Enabling a Student to Present his Mechanistic Interpretability Work at NeurIPS

Project Summary
We are requesting support to enable Viacheslav, the first author of our recently accepted NeurIPS 2025 mechanistic interpretability paper “One-step is enough: Sparse autoencoders for text-to-image diffusion models”, to present this work at the conference. This research pioneers the use of sparse autoencoders to uncover interpretable features in text-to-image diffusion models, enabling new ways to understand and control these systems. This contribution represents one of the first systematic mechanistic interpretability studies on SDXL and FLUX.

Context
The project began as an internship and faced multiple rounds of review and improvement. Our first submissions to ICLR, CVPR, and ICML were rejected, but Viacheslav continued to develop the work far beyond his internship – refining the methods, strengthening the results, mentoring students to continue his work, and helping bring it to publication. After a challenging rebuttal phase, the paper was accepted at NeurIPS. This is a significant milestone for both our team and the broader vision interpretability community.
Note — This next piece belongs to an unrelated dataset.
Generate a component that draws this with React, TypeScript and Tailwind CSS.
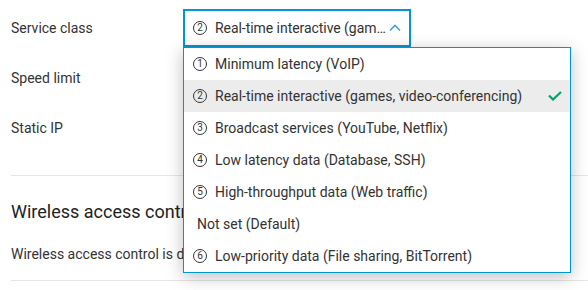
import { useState } from 'react'

const options = [
  { key: 'voip', num: '1', label: 'Minimum latency (VoIP)' },
  { key: 'rt', num: '2', label: 'Real-time interactive (games, video-conferencing)' },
  { key: 'bc', num: '3', label: 'Broadcast services (YouTube, Netflix)' },
  { key: 'll', num: '4', label: 'Low latency data (Database, SSH)' },
  { key: 'ht', num: '5', label: 'High-throughput data (Web traffic)' },
  { key: 'def', num: '', label: 'Not set (Default)' },
  { key: 'lp', num: '6', label: 'Low-priority data (File sharing, BitTorrent)' },
]

function Circled({ n }: { n: string }) {
  return (
    <span className="inline-flex w-[14px] h-[14px] mr-[8px] rounded-full border border-[#333] items-center justify-center text-[10px] leading-none align-[2px]">
      {n}
    </span>
  )
}

function ChevronUp() {
  return (
    <svg width="12" height="8" viewBox="0 0 12 8" className="shrink-0">
      <path d="M1 6.5 L6 1.5 L11 6.5" fill="none" stroke="#4a9fd8" strokeWidth="1.6" />
    </svg>
  )
}

function Check() {
  return (
    <svg width="14" height="10" viewBox="0 0 14 10" className="shrink-0">
      <path d="M1 4.5 L5 8.5 L13 1" fill="none" stroke="#00a36c" strokeWidth="2.2" />
    </svg>
  )
}

export default function App() {
  const [selected, setSelected] = useState('rt')
  const current = options.find(o => o.key === selected)

  return (
    <div className="w-[588px] h-[290px] overflow-hidden bg-white text-[#333] font-['Roboto','DejaVu_Sans',sans-serif] text-[14px]">
      <div className="pl-[11px] pt-[3px]">
        <div className="h-[50px] flex items-center relative">
          <div className="w-[172px]">Service class</div>
          <button className="w-[228px] h-[38px] border-2 border-[#0096d6] flex items-center pl-[8px] pr-[8px] gap-[1px] text-left">
            <span className="truncate flex-1 tracking-[-0.05px]">
              {current?.num && <Circled n={current.num} />}
              {current?.label}
            </span>
            <ChevronUp />
          </button>
          <div className="absolute left-[172px] top-[44px] w-[388px] bg-white border border-[#0096d6] shadow-[0_4px_16px_rgba(0,0,0,0.25)] z-10">
            {options.map(o => (
              <div
                key={o.key}
                onClick={() => setSelected(o.key)}
                className={`h-[32px] flex items-center pl-[9px] pr-[8px] cursor-pointer ${o.key === selected ? 'bg-[#ececed]' : ''}`}
              >
                <span className={`flex-1 whitespace-nowrap ${o.key === 'def' ? 'pl-[4px]' : ''}`}>
                  {o.num && <Circled n={o.num} />}
                  {o.label}
                </span>
                {o.key === selected && <Check />}
              </div>
            ))}
          </div>
        </div>
        <div className="h-[50px] flex items-center">Speed limit</div>
        <div className="h-[50px] flex items-center">Static IP</div>
        <div className="mt-[22px] border-t border-[#e6e6e6]" />
        <div className="mt-[24px] text-[18px] text-[#222] leading-[24px]">Wireless access control</div>
        <div className="mt-[20px] leading-[20px]">Wireless access control is disabled</div>
        <div className="mt-[16px] border-t border-[#e6e6e6]" />
      </div>
    </div>
  )
}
As a postdoctoral researcher, I do not have independent funding for travel, and the affiliated labs do not have remaining budgets to fully fund Viacheslav’s conference trip for this project. However, I have secured partial support. Manifund support would allow us to fully close the remaining funding gap and ensure that Viacheslav, a young and aspiring mechanistic interpretability researcher, can represent our work in person.

Project Goals
All research goals have been achieved; the remaining goal is to ensure that the lead student can present the work in person. Attending NeurIPS will allow him to share results with the community, build collaborations, and represent our lab’s contribution to advancing interpretability research in generative models. It will be an important experience for him to learn about the academic landscape, especially surrounding the field of mechanistic interpretability and form valuable connections for his future research journey as an aspiring mechanistic interpretability researcher.

Budget

Flight: $900
Hotel: $600
Registration: $200
Food & local transport: $200
Total: $1,900

Already secured partial funding: $800

Requested from Manifund

$1,100

Why This Matters
This small travel grant will have an outsized impact: it will enable an early-career mechanistic interpretability researcher to present at the world’s leading ML conference, foster visibility for interpretability research, and help build the community around this emerging area.